• **What you will do**
Retype exactly the lines from the first one through the line with "export default App;", including both ends; skip any pictures.

[start of Provided records]

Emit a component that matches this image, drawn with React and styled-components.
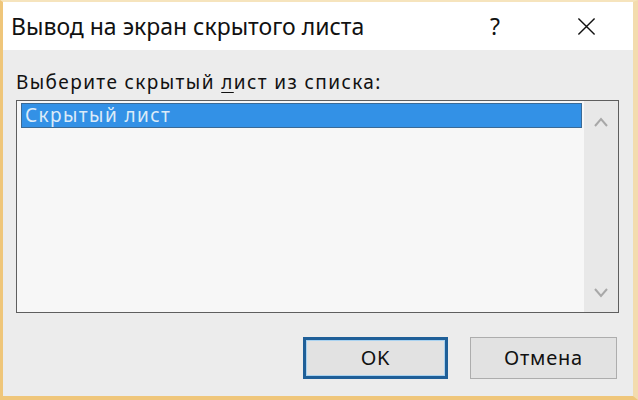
import React from "react";
import styled, { createGlobalStyle } from "styled-components";

const Global = createGlobalStyle`
  html, body {
    margin: 0;
    padding: 0;
    background: #ffffff;
  }
  * {
    box-sizing: border-box;
  }
`;

const App = () => {
  return (
    <>
      <Global />
      <Window>
        <TitleBar>
          <Title>Вывод на экран скрытого листа</Title>
          <TitleButton $w={88}>?</TitleButton>
          <TitleButton $w={94}>
            <svg width="19" height="19" viewBox="0 0 20 20">
              <path d="M1.5 1.5 L18.5 18.5 M18.5 1.5 L1.5 18.5" stroke="#111" strokeWidth="1.5" fill="none" />
            </svg>
          </TitleButton>
        </TitleBar>
        <Body>
          <Label>
            Выберите скрытый <u>л</u>ист из списка:
          </Label>
          <ListBox>
            <Items>
              <Item $selected>Скрытый лист</Item>
            </Items>
            <ScrollBar>
              <Arrow viewBox="0 0 14 10">
                <path d="M1 9 L7 2 L13 9" stroke="#a8a8a8" strokeWidth="2" fill="none" />
              </Arrow>
              <Arrow viewBox="0 0 14 10">
                <path d="M1 1 L7 8 L13 1" stroke="#a8a8a8" strokeWidth="2" fill="none" />
              </Arrow>
            </ScrollBar>
          </ListBox>
          <Buttons>
            <Button $default>OK</Button>
            <Button>Отмена</Button>
          </Buttons>
        </Body>
      </Window>
    </>
  );
};

export default App;

const Window = styled.div`
  width: 638px;
  height: 400px;
  display: flex;
  flex-direction: column;
  border-top: 2px solid #f6e4bd;
  border-left: 3px solid #efc67a;
  border-right: 5px solid #f3dcae;
  border-bottom: 4px solid #efc67a;
  font-family: "Noto Sans", "Open Sans", sans-serif;
  color: #111;
`;

const TitleBar = styled.div`
  height: 48px;
  flex-shrink: 0;
  display: flex;
  align-items: center;
  background: #ffffff;
  padding-left: 8px;
`;

const Title = styled.div`
  flex: 1;
  font-size: 23px;
  line-height: 30px;
`;

const TitleButton = styled.div`
  width: ${(p) => p.$w}px;
  height: 100%;
  display: flex;
  align-items: center;
  justify-content: center;
  font-size: 23px;
`;

const Body = styled.div`
  flex: 1;
  background: #ececec;
  padding: 20px 16px 0 13px;
  display: flex;
  flex-direction: column;
`;

const Label = styled.div`
  font-size: 19px;
  letter-spacing: 1.4px;
  line-height: 24px;
  height: 30px;
  u {
    text-underline-offset: 3px;
  }
`;

const ListBox = styled.div`
  width: 603px;
  height: 213px;
  border: 1px solid #5e5e5e;
  background: #f7f7f7;
  display: flex;
`;

const Items = styled.div`
  flex: 1;
  padding: 2px 2px 0 4px;
`;

const Item = styled.div`
  height: 25px;
  line-height: 22px;
  font-size: 19px;
  letter-spacing: 1.4px;
  padding-left: 3px;
  border: 1px solid #3a6a96;
  background: ${(p) => (p.$selected ? "#3391e6" : "transparent")};
  color: ${(p) => (p.$selected ? "#dcebf8" : "#111")};
`;

const ScrollBar = styled.div`
  width: 34px;
  background: #e8e8e8;
  display: flex;
  flex-direction: column;
  justify-content: space-between;
  align-items: center;
  padding: 16px 0 14px;
`;

const Arrow = styled.svg`
  width: 14px;
  height: 10px;
`;

const Buttons = styled.div`
  display: flex;
  justify-content: flex-end;
  gap: 22px;
  margin-top: 24px;
`;

const Button = styled.div`
  width: ${(p) => (p.$default ? 145 : 147)}px;
  height: 42px;
  display: flex;
  align-items: center;
  justify-content: center;
  font-size: 20px;
  letter-spacing: 0.8px;
  background: #e2e2e2;
  border: ${(p) => (p.$default ? "3px solid #1f5f98" : "1px solid #adadad")};
  box-shadow: ${(p) => (p.$default ? "inset 0 0 0 1px #a9d2f0" : "none")};
  padding-bottom: 2px;
`;
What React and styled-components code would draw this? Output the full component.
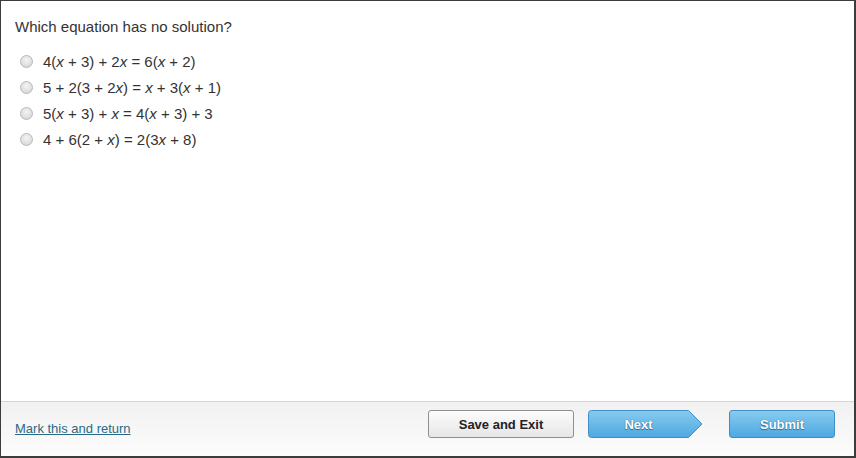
import React from "react";
import styled, { createGlobalStyle } from "styled-components";

const Global = createGlobalStyle`
  html, body { margin: 0; padding: 0; background: #fff; }
  body { font-family: "Liberation Sans", Arial, sans-serif; }
`;

const Frame = styled.div`
  width: 856px;
  height: 458px;
  box-sizing: border-box;
  border-style: solid;
  border-color: #3c3c3c;
  border-width: 1px 2px 2px 1px;
  display: flex;
  flex-direction: column;
  background: #fff;
`;

const Body = styled.div`
  flex: 1;
  padding: 17px 14px 0 14px;
`;

const Question = styled.div`
  font-size: 15px;
  color: #333;
  line-height: 18px;
  margin-bottom: 16px;
`;

const Options = styled.div`
  display: flex;
  flex-direction: column;
  gap: 8px;
`;

const Option = styled.label`
  display: flex;
  align-items: center;
  height: 18px;
  font-size: 15px;
  color: #333;
`;

const Radio = styled.span`
  width: 11px;
  height: 11px;
  border-radius: 50%;
  border: 1px solid #b8b8b8;
  background: radial-gradient(circle at 50% 35%, #f4f4f4 0%, #dcdcdc 70%, #cfcfcf 100%);
  margin: 0 10px 0 5px;
  flex: none;
`;

const Footer = styled.div`
  height: 55px;
  border-top: 1px solid #d6d6d6;
  background: linear-gradient(#f1f1f1, #fcfcfc);
  display: flex;
  align-items: flex-start;
  padding: 8px 19px 0 14px;
  box-sizing: border-box;
`;

const Link = styled.a`
  font-size: 13px;
  color: #2b6a86;
  text-decoration: underline;
  margin-top: 11px;
  flex: 1;
  cursor: pointer;
`;

const Buttons = styled.div`
  display: flex;
  align-items: center;
  gap: 14px;
`;

const BaseBtn = styled.button`
  height: 28px;
  font-family: "Liberation Sans", Arial, sans-serif;
  font-weight: bold;
  font-size: 13px;
  border-radius: 3px;
  box-sizing: border-box;
  cursor: pointer;
  padding: 0;
`;

const GrayBtn = styled(BaseBtn)`
  width: 146px;
  border: 1px solid #8f8f8f;
  color: #222;
  background: linear-gradient(#fcfcfc, #e6e6e6);
`;

const BlueBtn = styled(BaseBtn)`
  width: ${(p) => p.$w}px;
  border: 1px solid #3f8fc4;
  color: #fff;
  text-shadow: 0 0 1px #2d6b98, 0 1px 1px #2d6b98;
  background: linear-gradient(#86cbf0, #4ea8e0);
`;

const ArrowWrap = styled.div`
  position: relative;
  width: 115px;
  height: 28px;
  margin-right: 12px;
`;

const ArrowLabel = styled.span`
  position: absolute;
  left: 0;
  top: 0;
  width: 101px;
  height: 28px;
  display: flex;
  align-items: center;
  justify-content: center;
  font-weight: bold;
  font-size: 13px;
  color: #fff;
  text-shadow: 0 0 1px #2d6b98, 0 1px 1px #2d6b98;
`;

const I = styled.i`
  font-style: italic;
`;

function NextButton() {
  return (
    <ArrowWrap>
      <svg width="115" height="28" viewBox="0 0 115 28">
        <defs>
          <linearGradient id="ng" x1="0" y1="0" x2="0" y2="1">
            <stop offset="0" stopColor="#86cbf0" />
            <stop offset="1" stopColor="#4ea8e0" />
          </linearGradient>
        </defs>
        <path
          d="M3.5 0.5 H100.5 L114 14 L100.5 27.5 H3.5 Q0.5 27.5 0.5 24.5 V3.5 Q0.5 0.5 3.5 0.5 Z"
          fill="url(#ng)"
          stroke="#3f8fc4"
          strokeWidth="1"
        />
      </svg>
      <ArrowLabel>Next</ArrowLabel>
    </ArrowWrap>
  );
}

export default function App() {
  return (
    <>
      <Global />
      <Frame>
        <Body>
          <Question>Which equation has no solution?</Question>
          <Options>
            <Option>
              <Radio />
              <span>4(<I>x</I> + 3) + 2<I>x</I> = 6(<I>x</I> + 2)</span>
            </Option>
            <Option>
              <Radio />
              <span>5 + 2(3 + 2<I>x</I>) = <I>x</I> + 3(<I>x</I> + 1)</span>
            </Option>
            <Option>
              <Radio />
              <span>5(<I>x</I> + 3) + <I>x</I> = 4(<I>x</I> + 3) + 3</span>
            </Option>
            <Option>
              <Radio />
              <span>4 + 6(2 + <I>x</I>) = 2(3<I>x</I> + 8)</span>
            </Option>
          </Options>
        </Body>
        <Footer>
          <Link>Mark this and return</Link>
          <Buttons>
            <GrayBtn>Save and Exit</GrayBtn>
            <NextButton />
            <BlueBtn $w={106}>Submit</BlueBtn>
          </Buttons>
        </Footer>
      </Frame>
    </>
  );
}
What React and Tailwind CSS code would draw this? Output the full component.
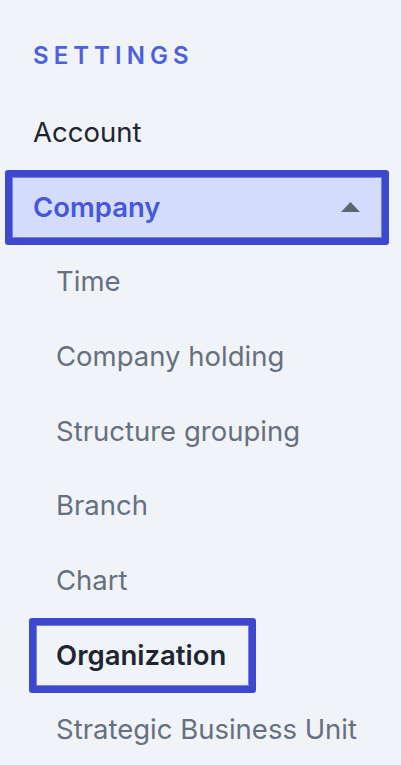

[end of Provided records]

• **The result**
Emit a component that matches this image, drawn with React and styled-components.
import React from "react";
import styled, { createGlobalStyle } from "styled-components";

const Global = createGlobalStyle`
  html, body {
    margin: 0;
    padding: 0;
    background: #ffffff;
  }
  * {
    box-sizing: border-box;
  }
`;

const App = () => {
  return (
    <>
      <Global />
      <Window>
        <TitleBar>
          <Title>Вывод на экран скрытого листа</Title>
          <TitleButton $w={88}>?</TitleButton>
          <TitleButton $w={94}>
            <svg width="19" height="19" viewBox="0 0 20 20">
              <path d="M1.5 1.5 L18.5 18.5 M18.5 1.5 L1.5 18.5" stroke="#111" strokeWidth="1.5" fill="none" />
            </svg>
          </TitleButton>
        </TitleBar>
        <Body>
          <Label>
            Выберите скрытый <u>л</u>ист из списка:
          </Label>
          <ListBox>
            <Items>
              <Item $selected>Скрытый лист</Item>
            </Items>
            <ScrollBar>
              <Arrow viewBox="0 0 14 10">
                <path d="M1 9 L7 2 L13 9" stroke="#a8a8a8" strokeWidth="2" fill="none" />
              </Arrow>
              <Arrow viewBox="0 0 14 10">
                <path d="M1 1 L7 8 L13 1" stroke="#a8a8a8" strokeWidth="2" fill="none" />
              </Arrow>
            </ScrollBar>
          </ListBox>
          <Buttons>
            <Button $default>OK</Button>
            <Button>Отмена</Button>
          </Buttons>
        </Body>
      </Window>
    </>
  );
};

export default App;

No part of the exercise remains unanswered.